The Panopticon, Jenni Fagan

 

At the opening of Jenni Fagan’s debut novel, fifteen year old Anais Hendricks, the anti-hero of the piece, is sitting hand cuffed in the back of a police car being transferred to The Panopticon a children’s unit with a watchtower that forces its residents to live under constant observation. She has blood on her school uniform, and a police woman is lying in a coma that she is unlikely to come out of.

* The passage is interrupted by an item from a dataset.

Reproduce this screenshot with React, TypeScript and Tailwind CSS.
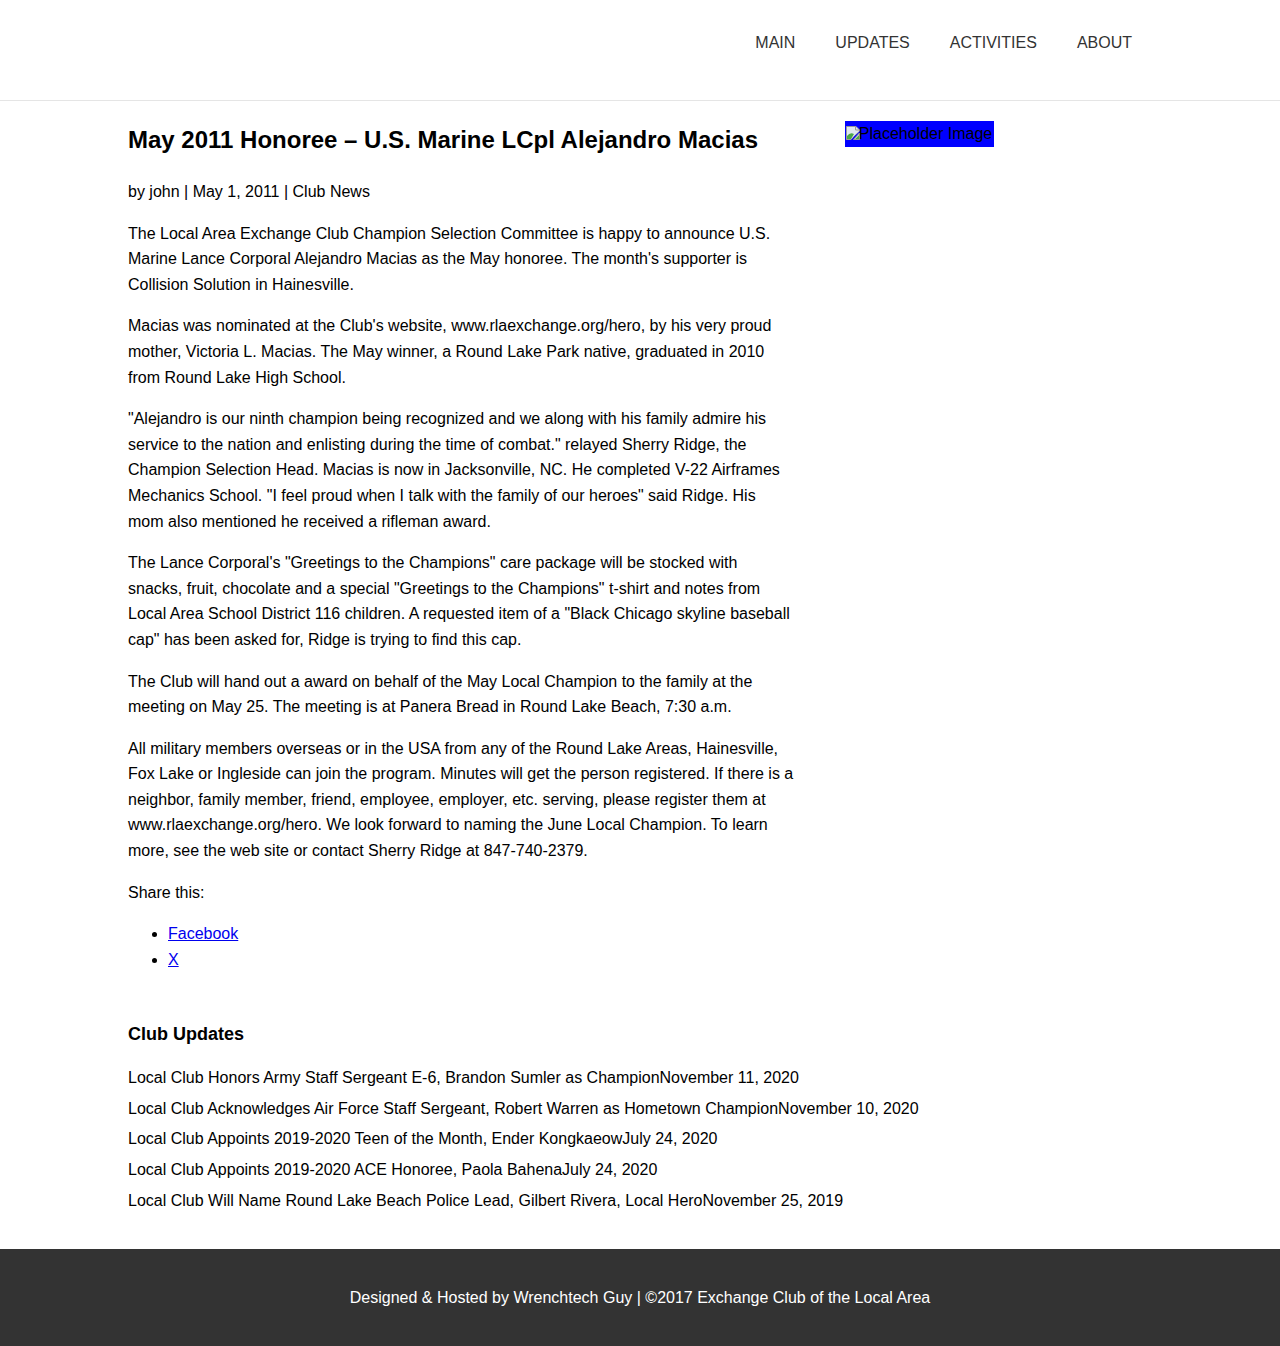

The opening of the novel, coupled with the fact that Anais is feisty, intelligent and stylish, seemingly possessed of a six sense which allows her to see to the very core of people, could make this sound like a middle of the road, young adult dystopian novel. This couldn’t be further from the truth. Because beneath her tough exterior, Anais is incredibly vulnerable, a teenage girl for whom the label at risk might have been invented- in the grip of delusions fuelled by narcotic psychosis or untreated borderline personality disorder, she has been exploited or failed by most of the adults she has encountered in her short life. This is not a novel which uses a dystopia as a smoke screen for real world issues, this is a novel about real world issues which hammers home the appalling ways that the most vulnerable members of society are so often failed and demonized.

Jenni Fagan’s writing is like slam poetry, the perfect words chosen with flair that punches you in the guts. Her characterisation is exemplary and nothing I can say will do it justice, so what I will say is that The Panopticon is a novel which probably needs a thousand trigger warnings, but I would recommend that everyone reads it.